Despite this relatively clear NLRB decision, some employers still do not bargain before installing surveillance equipment. The usual argument is that if the employer tells the Union it is going to install surveillance equipment, it will not be able to catch the perpetrators in the act. Therefore, when the employer installs surveillance equipment, without bargaining, and catches employees engaging in conduct warranting discipline, it is caught in a conundrum. If it acts on the evidence it obtained through the use of surveillance equipment, the Union will know it unilaterally installed such equipment without bargaining. If it does not rely on the evidence, it may not have a provable basis for disciplining the offenders.

Anheuser-Busch ("AB") installed video surveillance cameras in its workplace in St. Louis. It did not engage in bargaining with its Union before doing so. As a result of the videotaping, AB caught its employees engaged in various acts of misconduct for which discipline issued.

Predictably, the Union filed an unfair labor practice charge alleging that AB failed to bargain about the use of cameras, a violation of Section 8(a)(5) and (1) of the National Labor Relations Act ("the Act"). Since AB violated the Act by installing the cameras, the Union asked the NLRB to order that the disciplined employees be made whole and that the discipline be expunged from their records.

In Anheuser-Busch, Inc., 342 NLRB 560, 560 (2004), the NLRB held that AB violated the Act by failing to give notice to and bargain with the Union prior to installing hidden surveillance cameras. Id. at 561. It refused, however, to order make whole relief for the employees who were detected violating work rules through the use of the cameras. On appeal, the D.C. Circuit affirmed the refusal to bargain finding against AB, but remanded the case to the NLRB to explain why a make-whole remedy was not appropriate. Brewers & Maltsters Local 6 v. NLRB, 414 F.3d 36, 49 (D.C. Cir. 2005).
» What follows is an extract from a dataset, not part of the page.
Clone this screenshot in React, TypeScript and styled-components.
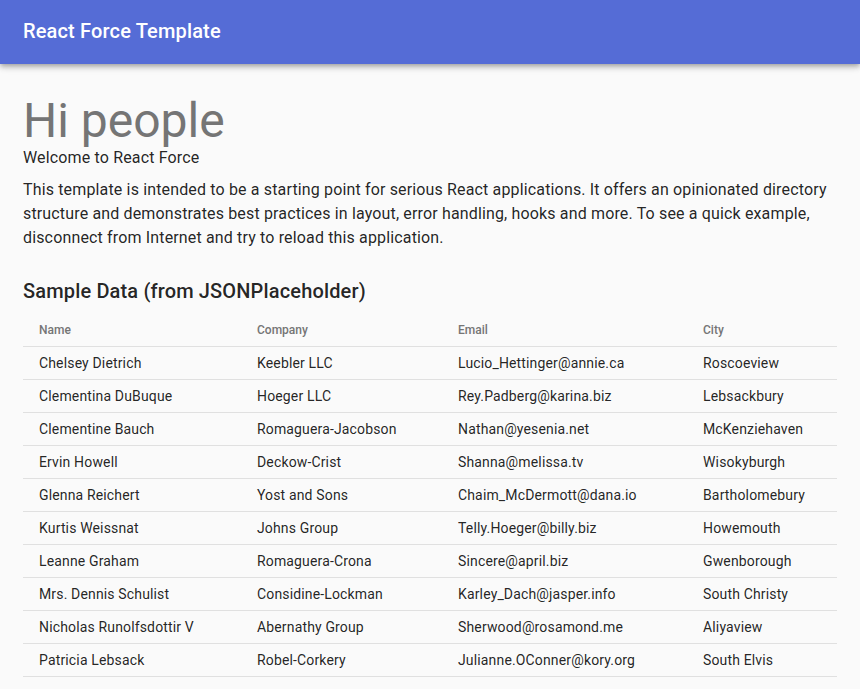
import React from "react";
import styled, { createGlobalStyle } from "styled-components";

const Global = createGlobalStyle`
  html, body { margin: 0; padding: 0; background: #fafafa; }
  body { font-family: Roboto, "Liberation Sans", Arial, sans-serif; color: rgba(0,0,0,0.87); }
  * { box-sizing: border-box; }
`;

const AppBar = styled.header`
  height: 64px;
  background: #556cd6;
  color: #fff;
  display: flex;
  align-items: center;
  padding: 0 24px 2px 23px;
  box-shadow: 0px 2px 4px -1px rgba(0,0,0,0.2), 0px 4px 5px 0px rgba(0,0,0,0.14), 0px 1px 10px 0px rgba(0,0,0,0.12);
  position: relative;
  z-index: 1;
`;

const Title = styled.h1`
  margin: 0;
  font-size: 20px;
  font-weight: 500;
  letter-spacing: 0.15px;
  line-height: 32px;
`;

const Main = styled.main`
  padding: 32px 23px 0 23px;
`;

const Hero = styled.h2`
  margin: 0;
  font-size: 48px;
  font-weight: 400;
  line-height: 50px;
  color: #757575;
`;

const Subtitle = styled.p`
  margin: 0 0 8px 0;
  font-size: 16px;
  line-height: 24px;
  letter-spacing: 0.15px;
`;

const Body = styled.p`
  margin: 0 0 25px 0;
  font-size: 16px;
  line-height: 24px;
  letter-spacing: 0.15px;
`;

const SectionTitle = styled.h3`
  margin: 0 0 7px 0;
  font-size: 20px;
  font-weight: 500;
  line-height: 32px;
  letter-spacing: 0.15px;
`;

const Table = styled.table`
  width: 100%;
  border-collapse: collapse;
  table-layout: fixed;
`;

const HeadCell = styled.th<{ $w: number }>`
  width: ${(p) => p.$w}px;
  text-align: left;
  font-size: 12px;
  font-weight: 500;
  color: #757575;
  line-height: 20px;
  padding: 6px 16px;
  border-bottom: 1px solid #e0e0e0;
`;

const Cell = styled.td`
  font-size: 14px;
  font-weight: 400;
  line-height: 20px;
  letter-spacing: 0.15px;
  padding: 6px 16px;
  border-bottom: 1px solid #e0e0e0;
  white-space: nowrap;
`;

const rows = [
  ["Chelsey Dietrich", "Keebler LLC", "Lucio_Hettinger@annie.ca", "Roscoeview"],
  ["Clementina DuBuque", "Hoeger LLC", "Rey.Padberg@karina.biz", "Lebsackbury"],
  ["Clementine Bauch", "Romaguera-Jacobson", "Nathan@yesenia.net", "McKenziehaven"],
  ["Ervin Howell", "Deckow-Crist", "Shanna@melissa.tv", "Wisokyburgh"],
  ["Glenna Reichert", "Yost and Sons", "Chaim_McDermott@dana.io", "Bartholomebury"],
  ["Kurtis Weissnat", "Johns Group", "Telly.Hoeger@billy.biz", "Howemouth"],
  ["Leanne Graham", "Romaguera-Crona", "Sincere@april.biz", "Gwenborough"],
  ["Mrs. Dennis Schulist", "Considine-Lockman", "Karley_Dach@jasper.info", "South Christy"],
  ["Nicholas Runolfsdottir V", "Abernathy Group", "Sherwood@rosamond.me", "Aliyaview"],
  ["Patricia Lebsack", "Robel-Corkery", "Julianne.OConner@kory.org", "South Elvis"],
];

const cols: [string, number][] = [
  ["Name", 218],
  ["Company", 201],
  ["Email", 245],
  ["City", 150],
];

export default function App() {
  return (
    <>
      <Global />
      <AppBar>
        <Title>React Force Template</Title>
      </AppBar>
      <Main>
        <Hero>Hi people</Hero>
        <Subtitle>Welcome to React Force</Subtitle>
        <Body>
          This template is intended to be a starting point for serious React applications. It offers an opinionated
          directory structure and demonstrates best practices in layout, error handling, hooks and more. To see a quick
          example, disconnect from Internet and try to reload this application.
        </Body>
        <SectionTitle>Sample Data (from JSONPlaceholder)</SectionTitle>
        <Table>
          <thead>
            <tr>
              {cols.map(([c, w]) => (
                <HeadCell key={c} $w={w}>{c}</HeadCell>
              ))}
            </tr>
          </thead>
          <tbody>
            {rows.map((r) => (
              <tr key={r[0]}>
                {r.map((v, i) => (
                  <Cell key={i}>{v}</Cell>
                ))}
              </tr>
            ))}
          </tbody>
        </Table>
      </Main>
    </>
  );
}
On remand, Anheuser-Busch, Inc., 351 NLRB No. 40 (2007), the NLRB reaffirmed its prior decision that make-whole relief was inappropriate in this case. It relied primarily upon section 10(c) of the Act, which provides in pertinent part: "No order of the Board shall require the reinstatement of any individual as an employee who has been suspended or discharged, or the payment to him of any back pay, if such individual was suspended or discharged for cause." Id. at *4.